Exercise brief –
Identify the lines in the data below that contain "styles" and give only how many there are.

┌────────

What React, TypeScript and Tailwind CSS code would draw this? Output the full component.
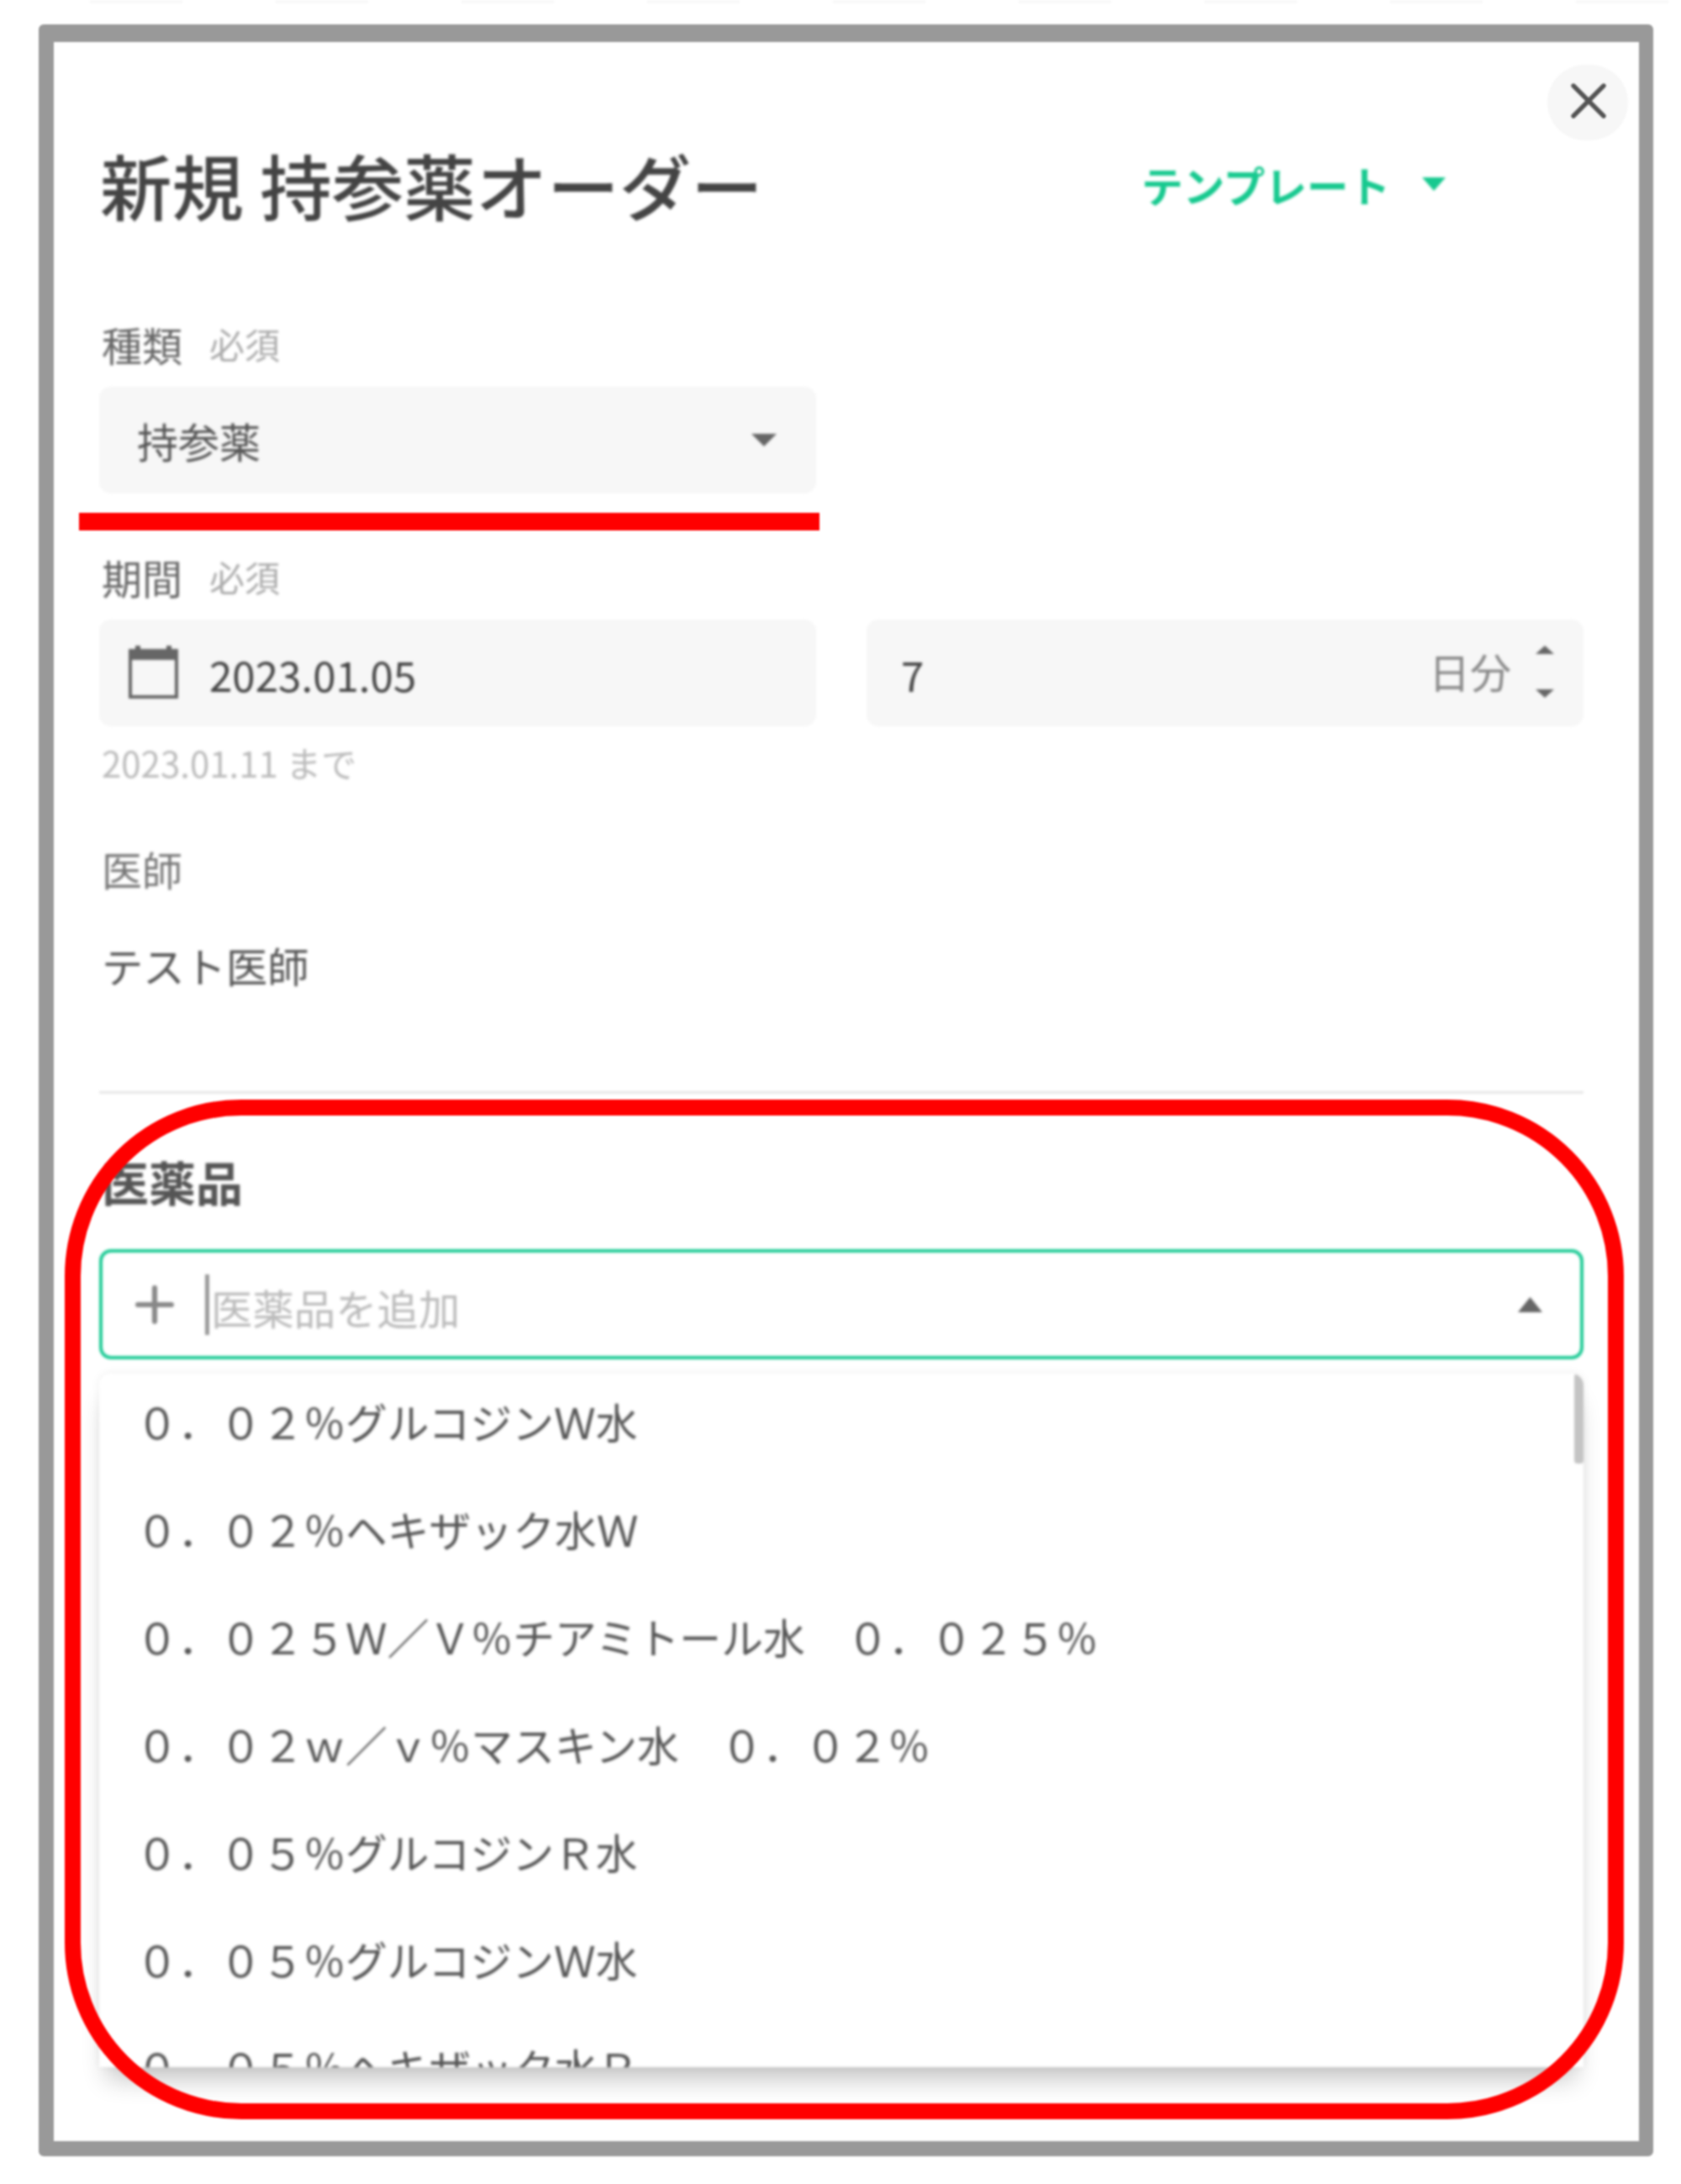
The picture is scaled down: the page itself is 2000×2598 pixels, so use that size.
import React from 'react';
import { X, Plus } from 'lucide-react';

const medicines = [
  '０．０２％グルコジンＷ水',
  '０．０２％ヘキザック水Ｗ',
  '０．０２５Ｗ／Ｖ％チアミトール水　０．０２５％',
  '０．０２ｗ／ｖ％マスキン水　０．０２％',
  '０．０５％グルコジンＲ水',
  '０．０５％グルコジンＷ水',
  '０．０５％ヘキザック水Ｒ',
];

const Caret: React.FC<{ up?: boolean; w: number; h: number; className: string }> = ({ up, w, h, className }) => (
  <svg width={w} height={h} viewBox="0 0 10 6" preserveAspectRatio="none" className={className}>
    <polygon points={up ? '5,0 10,6 0,6' : '0,0 10,0 5,6'} fill="currentColor" />
  </svg>
);

const FieldLabel: React.FC<{ label: string; required?: boolean; className: string }> = ({ label, required, className }) => (
  <div className={`flex items-center h-[50px] pl-[3px] ${className}`}>
    <span className="text-[48px] leading-[50px] text-[#666]">{label}</span>
    {required && <span className="ml-[32px] text-[42px] leading-[50px] text-[#aaa]">必須</span>}
  </div>
);

export default function App() {
  return (
    <div className="w-[2000px] h-[2598px] bg-white overflow-hidden blur-[0.8px] font-['Noto_Sans_CJK_JP',sans-serif]">
      <div className="flex h-[4px] pl-[107px] gap-[111px]">
        {Array.from({ length: 9 }).map((_, i) => (
          <div key={i} className="w-[110px] bg-[#f9f9f9]" />
        ))}
      </div>

      <div className="relative ml-[46px] mt-[25px] w-[1921px] h-[2536px] bg-white rounded-[6px] border-solid border-[#999] border-t-[21px] border-l-[18px] border-r-[17px] border-b-[18px]">
        <button className="absolute right-[13px] top-[27px] w-[96px] h-[90px] rounded-full bg-[#f7f7f7] flex items-center justify-center text-[#555]">
          <X size={72} strokeWidth={1.8} className="-mt-[5px] ml-[2px]" />
        </button>

        <div className="pl-[54px] pr-[66px] pt-[119px] blur-[1.1px]">
          <div className="flex items-center h-[100px]">
            <h1 className="text-[85.5px] leading-[100px] font-medium text-[#444] pl-[1px]">新規 持参薬オーダー</h1>
            <button className="ml-auto mr-[164px] flex items-center text-[#17c98f]">
              <span className="text-[49.6px] leading-[60px] font-bold">テンプレート</span>
              <Caret w={28} h={16} className="ml-[38px]" />
            </button>
          </div>

          <FieldLabel label="種類" required className="mt-[115px]" />
          <div className="mt-[26px] w-[853px] h-[127px] rounded-[14px] bg-[#f7f7f7] flex items-center pl-[45px] pr-[47px]">
            <span className="text-[49px] leading-[60px] text-[#555]">持参薬</span>
            <Caret w={30} h={15} className="ml-auto text-[#666]" />
          </div>

          <FieldLabel label="期間" required className="mt-[74px]" />
          <div className="mt-[26px] flex gap-[60px]">
            <div className="w-[853px] h-[127px] rounded-[14px] bg-[#f7f7f7] flex items-center pl-[35px]">
              <svg width={59} height={63} viewBox="0 0 59 63" className="text-[#666] -mt-[3px]">
                <path d="M8 0h6v4h31V0h6v4h8v59H0V4h8z M4 17v42h51V17z" fill="currentColor" fillRule="evenodd" />
              </svg>
              <span className="ml-[37px] mt-[3px] text-[49.3px] leading-[60px] text-[#444]">2023.01.05</span>
            </div>
            <div className="w-[853px] h-[127px] rounded-[14px] bg-[#f7f7f7] flex items-center pl-[41px] pr-[35px]">
              <span className="mt-[3px] text-[49.3px] leading-[60px] text-[#444]">7</span>
              <span className="ml-auto text-[49px] leading-[60px] text-[#888] -mt-[6px]">日分</span>
              <div className="ml-[29px] -mt-[4px] flex flex-col gap-[42px] text-[#666]">
                <Caret up w={22} h={10} className="" />
                <Caret w={22} h={10} className="" />
              </div>
            </div>
          </div>

          <div className="mt-[21px] pl-[3px] text-[42px] leading-[44px] text-[#bbb]">2023.01.11 まで</div>
          <div className="mt-[79px] pl-[3px] text-[48px] leading-[50px] text-[#777]">医師</div>
          <div className="mt-[65px] pl-[3px] text-[49.3px] leading-[50px] text-[#555]">テスト医師</div>
          <div className="mt-[125px] h-[3px] bg-[#e6e6e6]" />

          <div className="mt-[74px] pl-[3px] text-[56px] leading-[60px] font-bold text-[#555]">医薬品</div>

          <div className="mt-[51px] h-[131px] rounded-[14px] border-[4px] border-solid border-[#1fcb96] flex items-center pl-[40px] pr-[45px]">
            <Plus size={68} strokeWidth={2.2} className="text-[#888] -ml-[12px] shrink-0" />
            <div className="ml-[26px] w-[5px] h-[72px] bg-[#999] shrink-0" />
            <span className="ml-[2px] text-[49.4px] leading-[60px] text-[#bbb] mt-[6px]">医薬品を追加</span>
            <Caret up w={29} h={18} className="ml-auto text-[#666]" />
          </div>

          <div className="relative mt-[17px] h-[825px] rounded-t-[14px] overflow-hidden shadow-[0_24px_30px_-10px_rgba(0,0,0,0.24),0_0_12px_rgba(0,0,0,0.07)]">
            {medicines.map((name) => (
              <div key={name} className="h-[128px] pb-[16px] flex items-center pl-[44px] text-[49.8px] leading-[60px] text-[#555] whitespace-pre">
                {name}
              </div>
            ))}
            <div className="absolute right-0 top-0 w-[11px] h-[107px] rounded-[4px] bg-[#c4c4c4]" />
          </div>
        </div>

        {/* red annotations drawn over the form */}
        <div className="absolute left-[30px] top-[560px] w-[881px] h-[21px] bg-[#ff0000]" />
        <div className="absolute left-[13px] top-[1258px] w-[1855px] h-[1213px] rounded-[210px] border-[19px] border-solid border-[#ff0000]" />
      </div>
    </div>
  );
}
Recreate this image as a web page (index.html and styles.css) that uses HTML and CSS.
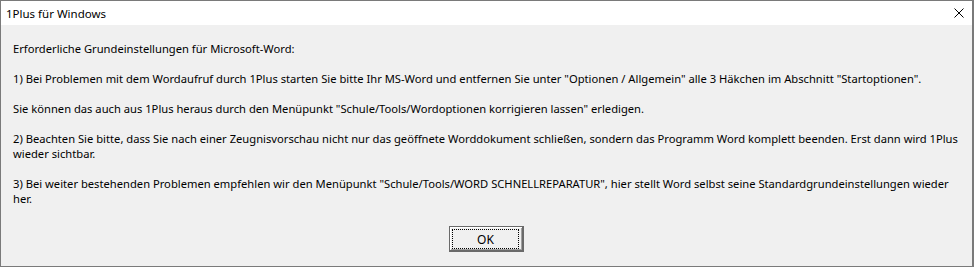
FILE: index.html
```html
<!DOCTYPE html>
<html lang="de">
  <head>
    <meta charset="UTF-8" />
    <meta name="viewport" content="width=device-width, initial-scale=1.0" />
    <title>1Plus für Windows</title>
    <link rel="stylesheet" href="styles.css">
  </head>
  <body>
    <div class="dialog">
      <div class="titlebar">
        <span class="title">1Plus für Windows</span>
        <button class="close" aria-label="Schließen">
          <svg width="10" height="10" viewBox="0 0 10 10">
            <path d="M0.5 0.5 L9.5 9.5 M9.5 0.5 L0.5 9.5" stroke="#000" stroke-width="1" fill="none" />
          </svg>
        </button>
      </div>

      <div class="content">
        <div class="message">
          <p>Erforderliche Grundeinstellungen für Microsoft-Word:</p>
          <p>1) Bei Problemen mit dem Wordaufruf durch 1Plus starten Sie bitte Ihr MS-Word und entfernen Sie unter "Optionen / Allgemein" alle 3 Häkchen im Abschnitt "Startoptionen".</p>
          <p>Sie können das auch aus 1Plus heraus durch den Menüpunkt "Schule/Tools/Wordoptionen korrigieren lassen" erledigen.</p>
          <p>2) Beachten Sie bitte, dass Sie nach einer Zeugnisvorschau nicht nur das geöffnete Worddokument schließen, sondern das Programm Word komplett beenden. Erst dann wird 1Plus<br />wieder sichtbar.</p>
          <p>3) Bei weiter bestehenden Problemen empfehlen wir den Menüpunkt "Schule/Tools/WORD SCHNELLREPARATUR", hier stellt Word selbst seine Standardgrundeinstellungen wieder<br />her.</p>
        </div>

        <div class="actions">
          <button class="ok-button"><span class="focus">OK</span></button>
        </div>
      </div>
    </div>
  </body>
</html>
```

FILE: styles.css
```css
body {
  margin: 0;
  padding: 0;
  background-color: #f0f0f0;
  font-family: "Noto Sans", "Open Sans", sans-serif;
  font-size: 11.2px;
  color: #000;
}

.dialog {
  width: 974px;
  height: 267px;
  box-sizing: border-box;
  border: 1px solid #7a7a7a;
  border-right-width: 2px;
  background-color: #f0f0f0;
  display: flex;
  flex-direction: column;
}

.titlebar {
  height: 24px;
  background-color: white;
  display: flex;
  justify-content: space-between;
  align-items: center;
  padding-left: 5px;
}

.title {
  font-size: 11.5px;
  line-height: 15px;
}

.close {
  width: 27px;
  height: 24px;
  border: none;
  background: none;
  padding: 0;
  display: flex;
  justify-content: center;
  align-items: center;
}

.content {
  padding: 16px 12px 0 12px;
  flex: 1;
}

.message p {
  margin: 0 0 15px 0;
  line-height: 15px;
  white-space: nowrap;
}

.actions {
  display: flex;
  justify-content: center;
  margin-top: 20px;
}

.ok-button {
  width: 75px;
  height: 26px;
  box-sizing: border-box;
  padding: 2px 3px 3px 2px;
  background-color: #f0f0f0;
  border: 1px solid #6a6a6a;
  border-right-width: 2px;
  border-bottom-width: 2px;
  box-shadow: inset 1px 1px #fff, inset -1px -1px #a0a0a0;
  font-family: "Noto Sans", "Open Sans", sans-serif;
  font-size: 12px;
  color: #000;
}

.ok-button .focus {
  display: flex;
  justify-content: center;
  align-items: center;
  height: 100%;
  border: 1px dotted #000;
}
```
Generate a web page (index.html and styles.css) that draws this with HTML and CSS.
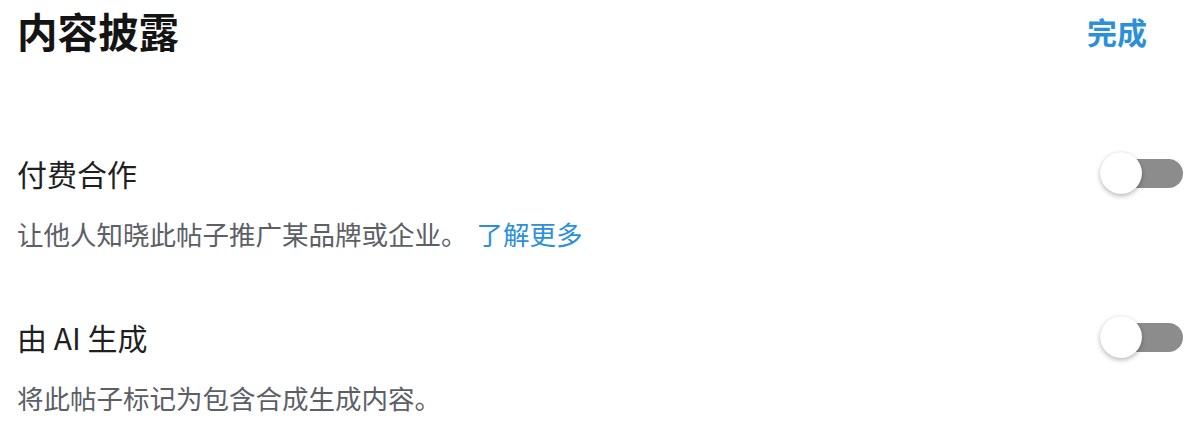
FILE: index.html
```html
<!DOCTYPE html>
<html lang="zh-CN">
<head>
<meta charset="utf-8">
<title>内容披露</title>
<link rel="stylesheet" href="styles.css">
</head>
<body>
<div class="sheet">
  <header class="sheet-header">
    <h1 class="sheet-title">内容披露</h1>
    <button class="done-btn" type="button">完成</button>
  </header>

  <section class="option option-first">
    <div class="option-row">
      <span class="option-label">付费合作</span>
      <span class="switch" role="switch" aria-checked="false"><span class="switch-thumb"></span></span>
    </div>
    <p class="option-desc">让他人知晓此帖子推广某品牌或企业。 <a class="learn-more" href="#">了解更多</a></p>
  </section>

  <section class="option">
    <div class="option-row">
      <span class="option-label">由 AI 生成</span>
      <span class="switch" role="switch" aria-checked="false"><span class="switch-thumb"></span></span>
    </div>
    <p class="option-desc">将此帖子标记为包含合成生成内容。</p>
  </section>
</div>
</body>
</html>
```

FILE: styles.css
```css
html, body {
  margin: 0;
  padding: 0;
  background: #ffffff;
}

body {
  font-family: "Noto Sans CJK SC", "Noto Sans", sans-serif;
  color: #1c1c1c;
}

.sheet {
  padding: 0 17px 0 17px;
}

.sheet-header {
  display: flex;
  align-items: center;
  justify-content: space-between;
  height: 62px;
}

.sheet-title {
  margin: 0;
  font-size: 40.5px;
  font-weight: 700;
  line-height: 62px;
  color: #141414;
}

.done-btn {
  border: 0;
  background: none;
  padding: 0 36px 0 0;
  margin: 0;
  font-family: inherit;
  font-size: 30px;
  font-weight: 700;
  line-height: 62px;
  color: #2b8fdc;
  cursor: pointer;
}

.option {
  margin-top: 65px;
}

.option-first {
  margin-top: 91px;
}

.option-row {
  display: flex;
  align-items: center;
  justify-content: space-between;
  height: 40px;
}

.option-label {
  font-size: 30px;
  line-height: 40px;
  color: #1f1f1f;
}

.option-desc {
  margin: 23px 0 0 0;
  font-size: 26.5px;
  line-height: 36px;
  color: #5c6066;
}

.learn-more {
  color: #2b8fdc;
  text-decoration: none;
  margin-left: 3px;
}

.switch {
  position: relative;
  display: block;
  width: 70px;
  height: 29px;
  border-radius: 15px;
  background: #8c8c8c;
}

.switch-thumb {
  position: absolute;
  left: -13px;
  top: 50%;
  width: 42px;
  height: 42px;
  margin-top: -21px;
  border-radius: 50%;
  background: #ffffff;
  box-shadow: 0 2px 5px rgba(0, 0, 0, 0.28), 0 0 1px rgba(0, 0, 0, 0.12);
}
```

└────────

Written reply –
6